The sand was patterned with the marks of this swirling, capricious movement. Some areas of the beach were as smooth as veneer, others as frenetic as ruched curtains. In places, the sand was mounded in gritty slopes, thick with shells: mussels, oysters, finely fluted piddocks and clams.

The same richness of texture shows in the buildings, too. At Holme next the Sea (which isn't next at all) you see cottages built of crumbly stone the colour of raisin bread. Some are built of melting blocks of chalk. Most are made of combinations of brick and flint. There is very little stone in Norfolk and what there is (carstone) does not stretch far inland from this western edge.

The flints, either knapped and used shiny edge out, or embedded whole, make intricately patterned frontages. In one house, small fragments of brick had been set like cherries in the lines of mortar between the flints. Smaller round pebbles were used, too, embedded in the same way in mortar, to make garden walls or to pattern gable ends.

The pub, when we got back, was heaving. All five fires had been lit and people were still eating lunch, while outside the darkness that had been hovering all day finally collapsed on the flat marshes.

The pub was an unusual place - very warm, very welcoming, very cleverly stage-managed. It was dressed with tools: reed cutters, rick knives, spokeshaves. Like the peat beds, they were remnants of a civilisation now vanished.

Originally the pub had been a farmhouse, and it is still a warren of small rooms, lit in part with oil lamps. This is a kind light when you have been out in the rain all day. I picked the pub from the new Good Pub Guide. So, I guessed, had many other people there. There was not that sense of an interrupted programme that you get when you walk into a local that is not your own.

It was a pub that was on its way to becoming a hotel, with a big extension now built off the original dining room and extra bedrooms above, a dozen in all. Their mussels, bred just along the coast at Brancaster (at least until an EC directive shuts the place down) were excellent. So was the treacle tart.

Treacle tart always leaves you feeling as though you shouldn't have, which is why we planned an early start for Sunday, to walk as much of the coast as possible. The expedition started well at Burnham Deepdale, where we had noticed a church with an extraordinary round tower. Anglo-Saxon, says the indispensable Pevsner.
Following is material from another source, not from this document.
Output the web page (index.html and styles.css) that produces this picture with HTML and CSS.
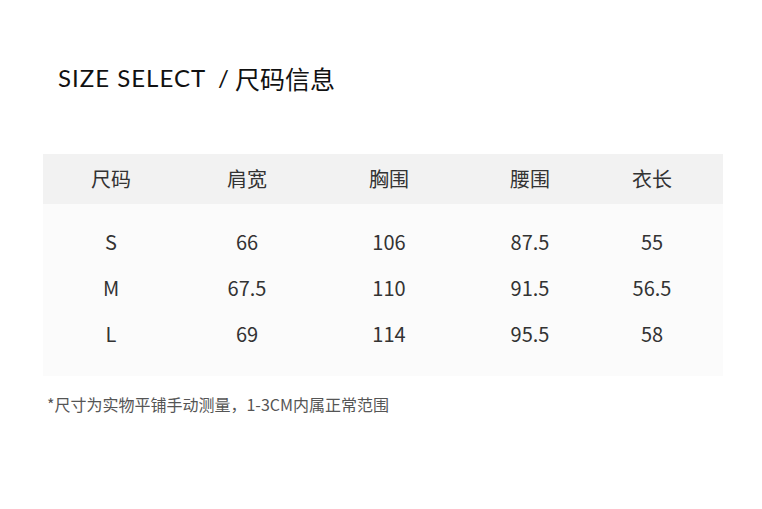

Inside was a square Norman font with sinuous lions winding round the rim. Underneath, a series of vignettes made a calendar of the seasons. March showed a man goose-stepping with a spade. In November he was slaughtering a pig. There was more: medieval stained glass in the window of the tower and fragments of rich cobalt blue gathered into a stunning little window behind the pulpit.
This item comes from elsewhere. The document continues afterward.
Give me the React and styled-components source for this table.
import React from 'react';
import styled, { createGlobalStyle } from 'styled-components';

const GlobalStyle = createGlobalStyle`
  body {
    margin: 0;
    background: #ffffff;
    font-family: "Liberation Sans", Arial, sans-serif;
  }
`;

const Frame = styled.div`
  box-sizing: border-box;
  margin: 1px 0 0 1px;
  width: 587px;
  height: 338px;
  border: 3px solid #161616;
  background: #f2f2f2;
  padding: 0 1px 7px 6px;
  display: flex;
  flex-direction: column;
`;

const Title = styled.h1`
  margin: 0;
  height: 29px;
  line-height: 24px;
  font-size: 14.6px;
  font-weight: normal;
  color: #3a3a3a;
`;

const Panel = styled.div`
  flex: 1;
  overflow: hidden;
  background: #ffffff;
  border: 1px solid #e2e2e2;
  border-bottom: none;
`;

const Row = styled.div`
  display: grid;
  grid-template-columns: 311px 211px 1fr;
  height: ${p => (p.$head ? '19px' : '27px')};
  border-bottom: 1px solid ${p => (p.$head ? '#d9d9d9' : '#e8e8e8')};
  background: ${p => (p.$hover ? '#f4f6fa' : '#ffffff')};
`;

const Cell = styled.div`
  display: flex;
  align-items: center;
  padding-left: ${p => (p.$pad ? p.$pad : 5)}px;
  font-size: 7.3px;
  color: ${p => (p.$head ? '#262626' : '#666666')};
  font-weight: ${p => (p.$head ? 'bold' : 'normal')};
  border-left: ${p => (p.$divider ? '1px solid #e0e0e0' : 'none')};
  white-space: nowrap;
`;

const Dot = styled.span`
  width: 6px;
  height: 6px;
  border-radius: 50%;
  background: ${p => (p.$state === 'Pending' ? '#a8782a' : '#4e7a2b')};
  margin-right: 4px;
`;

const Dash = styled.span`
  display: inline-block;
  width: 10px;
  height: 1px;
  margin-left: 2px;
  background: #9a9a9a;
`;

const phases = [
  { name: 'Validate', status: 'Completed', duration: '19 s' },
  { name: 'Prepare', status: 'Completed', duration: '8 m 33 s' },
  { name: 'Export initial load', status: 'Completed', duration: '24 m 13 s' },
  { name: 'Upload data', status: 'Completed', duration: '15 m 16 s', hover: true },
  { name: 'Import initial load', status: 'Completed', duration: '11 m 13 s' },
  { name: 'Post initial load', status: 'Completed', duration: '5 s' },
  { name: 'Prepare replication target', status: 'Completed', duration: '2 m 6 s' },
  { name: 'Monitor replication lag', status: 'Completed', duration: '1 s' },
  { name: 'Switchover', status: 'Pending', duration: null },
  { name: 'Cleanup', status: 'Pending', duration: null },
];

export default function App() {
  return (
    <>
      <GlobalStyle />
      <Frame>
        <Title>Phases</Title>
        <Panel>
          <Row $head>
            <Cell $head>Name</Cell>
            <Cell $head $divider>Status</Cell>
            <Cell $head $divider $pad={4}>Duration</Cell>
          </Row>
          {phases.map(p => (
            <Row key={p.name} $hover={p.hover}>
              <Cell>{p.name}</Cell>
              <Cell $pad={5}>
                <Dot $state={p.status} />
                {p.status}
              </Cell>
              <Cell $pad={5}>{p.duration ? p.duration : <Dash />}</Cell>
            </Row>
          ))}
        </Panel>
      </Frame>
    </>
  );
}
Listening to the rain beating down, it was tempting to draw out indefinitely the business of reading the wall tombstones. We might even have got around to those arcane bits of the prayerbook, about whom you can't marry, that I used to study during sermons.
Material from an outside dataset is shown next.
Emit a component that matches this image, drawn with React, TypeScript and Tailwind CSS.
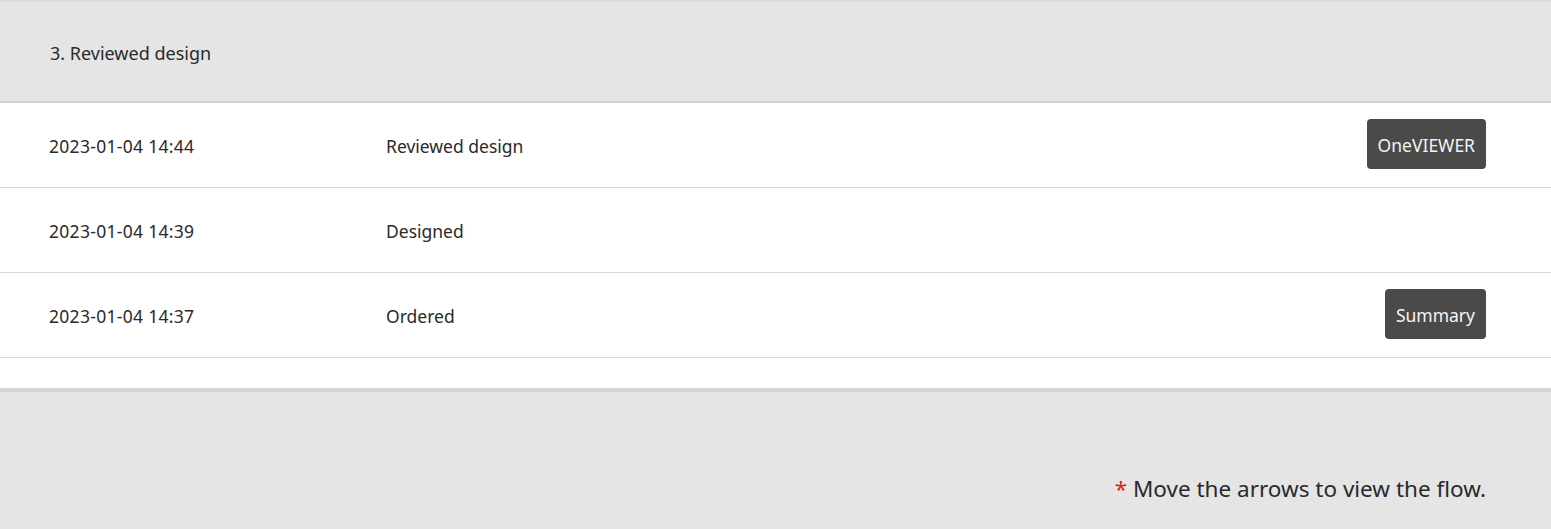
import React from "react";

const rows = [
  { date: "2023-01-04 14:44", label: "Reviewed design", btn: "OneVIEWER" },
  { date: "2023-01-04 14:39", label: "Designed", btn: "" },
  { date: "2023-01-04 14:37", label: "Ordered", btn: "Summary" },
];

export default function App() {
  return (
    <div className="w-[1551px] h-[529px] overflow-hidden bg-white text-[#2a2a2a]" style={{ fontFamily: '"Noto Sans", "Open Sans", sans-serif' }}>
      <div className="border-t-2 border-[#d9d9d9] border-b-2 border-b-[#d2d2d2] bg-[#e5e5e5] h-[103px] flex items-center pl-[50px] text-[18px] pt-[4px]">
        3. Reviewed design
      </div>
      {rows.map((r) => (
        <div key={r.date} className="h-[85px] border-b border-[#d9d9d9] flex items-center pl-[49px] pr-[65px] text-[17.5px]">
          <div className="w-[337px] pt-[2px] tracking-[0.3px]">{r.date}</div>
          <div className="flex-1 pt-[2px]">{r.label}</div>
          {r.btn && (
            <button className="h-[50px] px-[11px] pt-[3px] bg-[#4a4a4a] text-[#f4f4f4] rounded-[4px] text-[17.5px] -mt-[2px]">
              {r.btn}
            </button>
          )}
        </div>
      ))}
      <div className="h-[30px]" />
      <div className="border-t-4 border-[#d4d4d4] bg-[#e5e5e5] h-[200px] flex justify-end pr-[65px] pt-[82px]">
        <div className="text-[22.5px] leading-[30px]">
          <span className="text-[#e02020]">*</span> Move the arrows to view the flow.
        </div>
      </div>
    </div>
  );
}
It may have been a more uplifting way to spend the day, but I still felt that somewhere along this coast there was going to be a moment when it suddenly grabbed the soul. I wanted it to. I was ripe for conversion, but it never came.

Our hopeful road to Damascus lay first inland along a straight, straight lane (you can always see too far ahead in Norfolk), up a hill to a dizzy 70ft on Barrow Common where, on a clear day, there might have been a good view of the sea. The path over the common had a tired air of too many feet upon it and the signs - Private, No Entry, No Through Road to the Sea - spoke of an area overburdened with tourists. Coming down again, we padded through the barbed-wire footpaths of Brancaster and emerged by the mussel pits of the marsh side.

That was good. The place had purpose and the pleasant litter of patched buildings that you get on the best sort of allotments. After that it was downhill all the way along the foreshore back to Burnham Deepdale. The narrow boardwalk made you feel as though you were toothpaste being squeezed out of a tube. The path led between piles of garden rubbish put out by the householders who live all along the shore. Even the sound of the curlews couldn't make up for the unremittingly lowering nature of this walk.

'Wells might be fun,' I suggested later, desperately. It might be, but not on that wet Sunday afternoon when only amusement arcades leered out of the greyness. We pushed on east. Stiffkey had its back to the sea, which seemed sensible, and was shielded by a slight rise in the ground. It made all the difference.

I also liked the sound of the Rev Harold Davidson, rector of Stiffkey in the Thirties. He spent most of his time, proselytising, he said, among the prostitutes of Soho, and was defrocked for his pains. He devoted the rest of his life to trying to clear his name, but he did it in a very odd way. He sat in a barrel on Blackpool's Golden Mile and then in a lion's cage at Skegness. There, the lions ate him, which was not the vindication he was looking for (see panel, below).

The highlight of the day came when we fetched up, drippingly, at the door of Morston Hall, Morston, a small village which lies between Blakeney and Stiffkey. The hall was warm, logs spluttered in the grate, the bedroom was quiet, the bath deep, the walnut loaf that arrived with tea absolute magic.

Dinner was the best thing I have eaten all year, cooked by Galton Blackiston, who worked previously at Miller Howe at Windermere. Mr Blackiston, his wife and their co-owner Justin Fraser, all of whom look as if they might get on the school bus in the morning, opened at Morston this spring. They served a stripy mousse of salmon and sole wrapped in leaves of spinach. Then there was roast pheasant with succulent baby turnips and a nutmeggy puree of cauliflower.

At last, here was a brilliant reason not to have stayed at home. We left at 6.30 the next morning. The keys to the outside door were wrapped in a note. 'Sorry you missed the porridge', it said. So were we.